Saldanha, Terence J.V.; Melville, Nigel P. Ramirez, Ronald; Richardson, Vernon J.
Journal of Operations Management. Sept. 2013, Vol. 31 Issue 6, p313-329.
Research at the nexus of operations management and information systems suggests that manufacturing plants may benefit from the utilization of information systems for collaborating and transacting with suppliers and customers. The objective of this study is to examine the extent to which value generated by information systems for collaborating versus transacting is contingent upon demand volatility. We analyze a unique dataset assembled from non-public U.S. Census Bureau data of manufacturing plants.
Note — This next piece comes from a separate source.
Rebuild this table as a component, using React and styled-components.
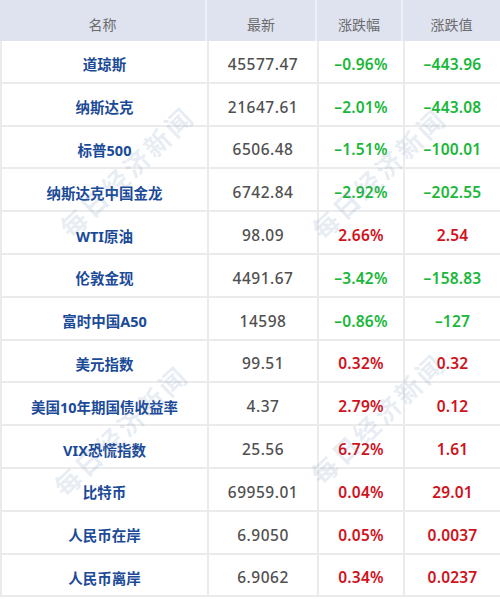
import styled, { createGlobalStyle } from 'styled-components';

const rows = [
  { name: '道琼斯', last: '45577.47', pct: '-0.96%', chg: '-443.96' },
  { name: '纳斯达克', last: '21647.61', pct: '-2.01%', chg: '-443.08' },
  { name: '标普500', last: '6506.48', pct: '-1.51%', chg: '-100.01' },
  { name: '纳斯达克中国金龙', last: '6742.84', pct: '-2.92%', chg: '-202.55' },
  { name: 'WTI原油', last: '98.09', pct: '2.66%', chg: '2.54' },
  { name: '伦敦金现', last: '4491.67', pct: '-3.42%', chg: '-158.83' },
  { name: '富时中国A50', last: '14598', pct: '-0.86%', chg: '-127' },
  { name: '美元指数', last: '99.51', pct: '0.32%', chg: '0.32' },
  { name: '美国10年期国债收益率', last: '4.37', pct: '2.79%', chg: '0.12' },
  { name: 'VIX恐慌指数', last: '25.56', pct: '6.72%', chg: '1.61' },
  { name: '比特币', last: '69959.01', pct: '0.04%', chg: '29.01' },
  { name: '人民币在岸', last: '6.9050', pct: '0.05%', chg: '0.0037' },
  { name: '人民币离岸', last: '6.9062', pct: '0.34%', chg: '0.0237' },
];

const marks = [
  { x: 126, y: 171 },
  { x: 378, y: 173 },
  { x: 120, y: 430 },
  { x: 377, y: 418 },
];

// the source uses a typographic minus, narrower than the hyphen's look
const fmt = (v) => v.replace('-', '\u2013');

function App() {
  return (
    <>
      <GlobalStyle />
      <Page>
        <Header>
          <HeadCell>名称</HeadCell>
          <HeadCell>最新</HeadCell>
          <HeadCell>涨跌幅</HeadCell>
          <HeadCell>涨跌值</HeadCell>
        </Header>
        {rows.map((row) => {
          const down = row.pct.startsWith('-');
          return (
            <Row key={row.name}>
              <NameCell>{row.name}</NameCell>
              <NumCell>{row.last}</NumCell>
              <ChangeCell $down={down}>{fmt(row.pct)}</ChangeCell>
              <ChangeCell $down={down}>{fmt(row.chg)}</ChangeCell>
            </Row>
          );
        })}
        <Overlay>
          {marks.map((m) => (
            <Mark key={`${m.x}-${m.y}`} $x={m.x} $y={m.y}>
              每日经济新闻
            </Mark>
          ))}
        </Overlay>
      </Page>
    </>
  );
}

const GlobalStyle = createGlobalStyle`
  body {
    margin: 0;
    background: #fff;
    font-family: "Noto Sans", "Noto Sans CJK SC", sans-serif;
  }
`;

const Page = styled.div`
  position: relative;
  width: 500px;
  overflow: hidden;
`;

const columns = '207px 110px 86px 97px';

const Header = styled.div`
  display: grid;
  grid-template-columns: ${columns};
  height: 41px;
  background: #dfe3f0;
`;

const HeadCell = styled.div`
  display: flex;
  align-items: center;
  justify-content: center;
  padding-top: 6px;
  box-sizing: border-box;
  border-right: 2px solid #eef0f7;
  color: #6b6b6b;
  font-size: 14px;
  &:last-child {
    border-right: none;
  }
`;

const Row = styled.div`
  display: grid;
  grid-template-columns: ${columns};
  height: 42.8px;
  box-sizing: border-box;
  border-left: 2px solid #ebebeb;
  border-bottom: 2px solid #ebebeb;
`;

const Cell = styled.div`
  display: flex;
  align-items: center;
  justify-content: center;
  padding-top: 5px;
  box-sizing: border-box;
  border-right: 2px solid #ebebeb;
  font-size: 15.5px;
  letter-spacing: 0.5px;
  white-space: nowrap;
`;

const NameCell = styled(Cell)`
  color: #1b4a98;
  font-weight: 700;
  font-size: 14.5px;
  letter-spacing: 0;
`;

const NumCell = styled(Cell)`
  color: #505050;
  font-weight: 500;
`;

const ChangeCell = styled(Cell)`
  color: ${(p) => (p.$down ? '#1ab73a' : '#d0121c')};
  font-weight: 600;
  letter-spacing: 0.2px;
`;

const Overlay = styled.div`
  position: absolute;
  inset: 0;
  pointer-events: none;
`;

const Mark = styled.span`
  position: absolute;
  left: ${(p) => p.$x}px;
  top: ${(p) => p.$y}px;
  transform: translate(-50%, -50%) rotate(-44deg);
  font-family: "Noto Sans CJK SC", sans-serif;
  font-size: 26px;
  font-weight: 700;
  letter-spacing: 3px;
  white-space: nowrap;
  color: rgba(110, 140, 185, 0.16);
`;

export default App;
Our findings suggest that when faced with volatile demand, plants employing information systems for collaborating with suppliers and customers experience positive and significant benefits to performance, in terms of both labor productivity and inventory turnover. In contrast, results suggest that plants employing information systems for transacting in volatile environments do not experience such benefits. Further exploratory analysis suggests that in the context of demand volatility, these two distinct dimensions of IT-based integration have differing performance implications at different stages of the production process in terms of raw-materials inventory and finished-goods inventory, but not in terms of work-in-process inventory. Taken together, our study contributes to theoretical and managerial understanding of the contingent value of information systems in volatile demand conditions in the supply chain context.